Initially, real-time processing was implemented by pushing messages into a queue and then reading the messages from it using Python or any other language to process them one by one. The primary challenges with this approach were:

  • In case of failure of the processing of any message, it has to be put back in to queue for reprocessing
  • Keeping queues and the worker (processing unit) up and running all the time

Below are the two main reasons that make Storm a highly reliable real-time engine:

  • Abstraction: Storm is distributed abstraction in the form of Streams. A Stream can be produced and processed in parallel. Spout can produce new Stream and Bolt is a small unit of processing on stream. Topology is the top level abstraction. The advantage of abstraction here is that nobody must be worried about what is going on internally, like serialization/deserialization, sending/receiving message between different processes, and so on. The user must be focused on writing the business logic.
  • A guaranteed message processing algorithm:  Nathan Marz developed an algorithm based on random numbers and XORs that would only require about 20 bytes to track each spout tuple, regardless of how much processing was triggered downstream.

Storm Architecture and Storm components

storm-real-time-analytics-img-0

  • The nimbus node acts as the master node in a Storm cluster. It is responsible for analyzing topology and distributing tasks on different supervisors as per the availability. Also, it monitors failure; in the case that one of the supervisors dies, it then redistributes the tasks among available supervisors. Nimbus node uses Zookeeper to keep track of tasks to maintain the state. In case of Nimbus node failure, it can be restarted which reads the state from Zookeeper and start from the same point where it failed earlier.
  • Supervisors act as slave nodes in the Storm cluster. One or more workers, that is, JVM processes, can run in each supervisor node. A supervisor co-ordinates with workers to complete the tasks assigned by nimbus node. In the case of worker process failure, the supervisor finds available workers to complete the tasks.
  • A worker process is a JVM running in a supervisor node. It has executors. There can be one or more executors in the worker process. Worker co-ordinates with executor to finish up the task.
  • An executor is single thread process spawned by a worker. Each executor is responsible for running one or more tasks.
  • A task is a single unit of work. It performs actual processing on data. It can be either Spout or Bolt.
  • Apart from above processes, there are two important parts of a Storm cluster; they are logging and Storm UI. The logviewer service is used to debug logs for workers at supervisors on Storm UI.

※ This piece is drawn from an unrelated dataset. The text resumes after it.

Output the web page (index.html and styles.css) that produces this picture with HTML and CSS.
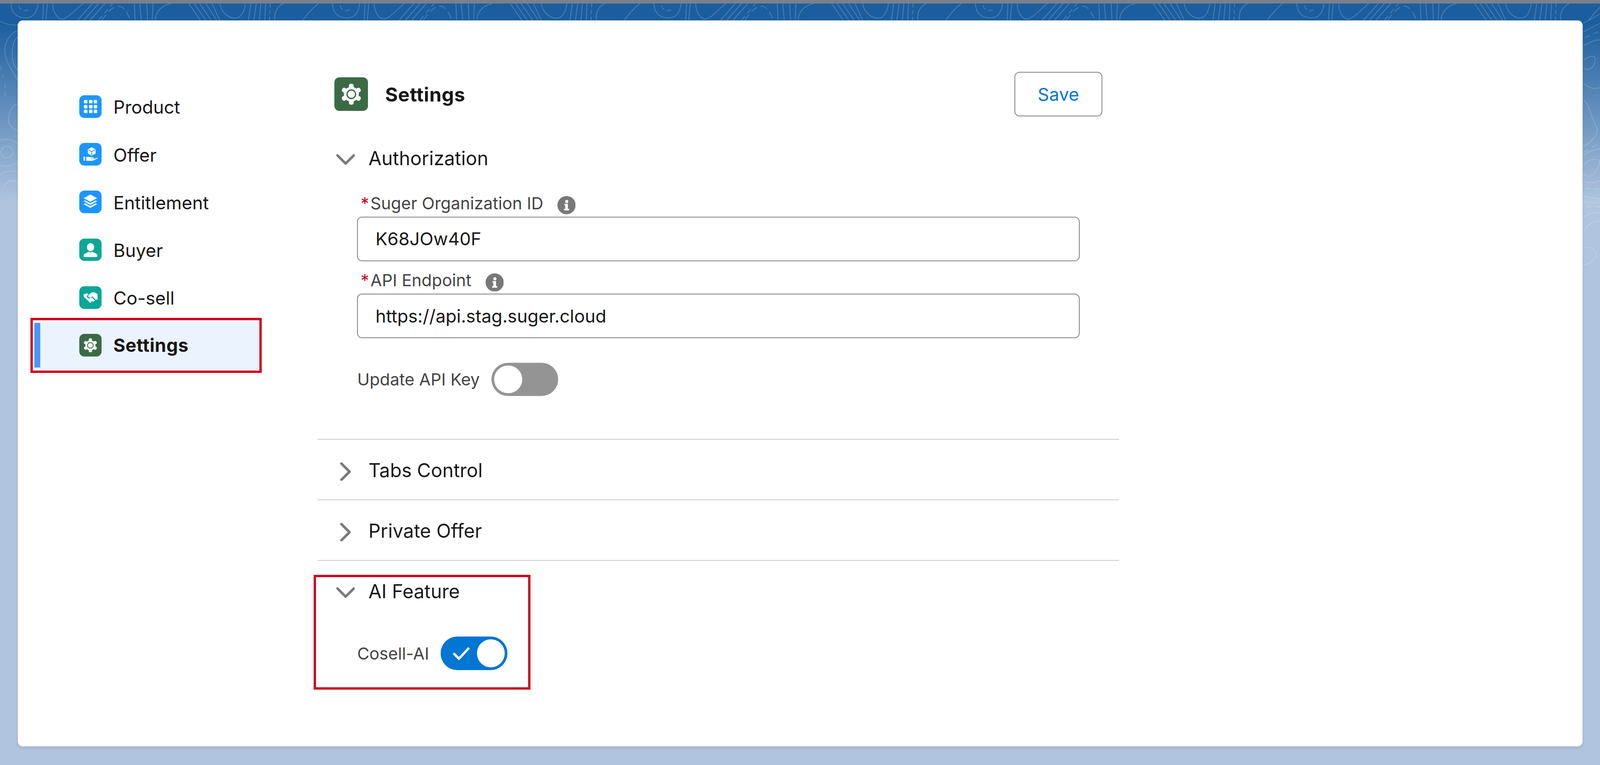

The following are the primary characteristics of Storm that make it special and ideal for real-time processing.

  • Fast
  • Reliable
  • Fault-Tolerant
  • Scalable
  • Programming Language Agnostic

Strom Components

  • Tuple: It is the basic data structure of Storm. It can hold multiple values and data type of each value can be different.
  • Topology: As mentioned earlier, topology is the highest level of abstraction. It contains the flow of processing including spout and bolts. It is kind of graph computation.
  • Stream: The stream is core abstraction of Storm. It is a sequence of unbounded tuples. A stream can be processed by the different type of bolts and which results into a new stream.
  • Spout: Spout is a source of stream. It reads messages from sources like Kafka, RabbitMQ, and so on as tuples and emits them in a stream. There are two types of Spout

Reliable: Spout keeps track of each tuple and replay tuple in case of any failure.

Unreliable: Spout does not care about the tuple once it is emitted as a stream to another bolt or spout.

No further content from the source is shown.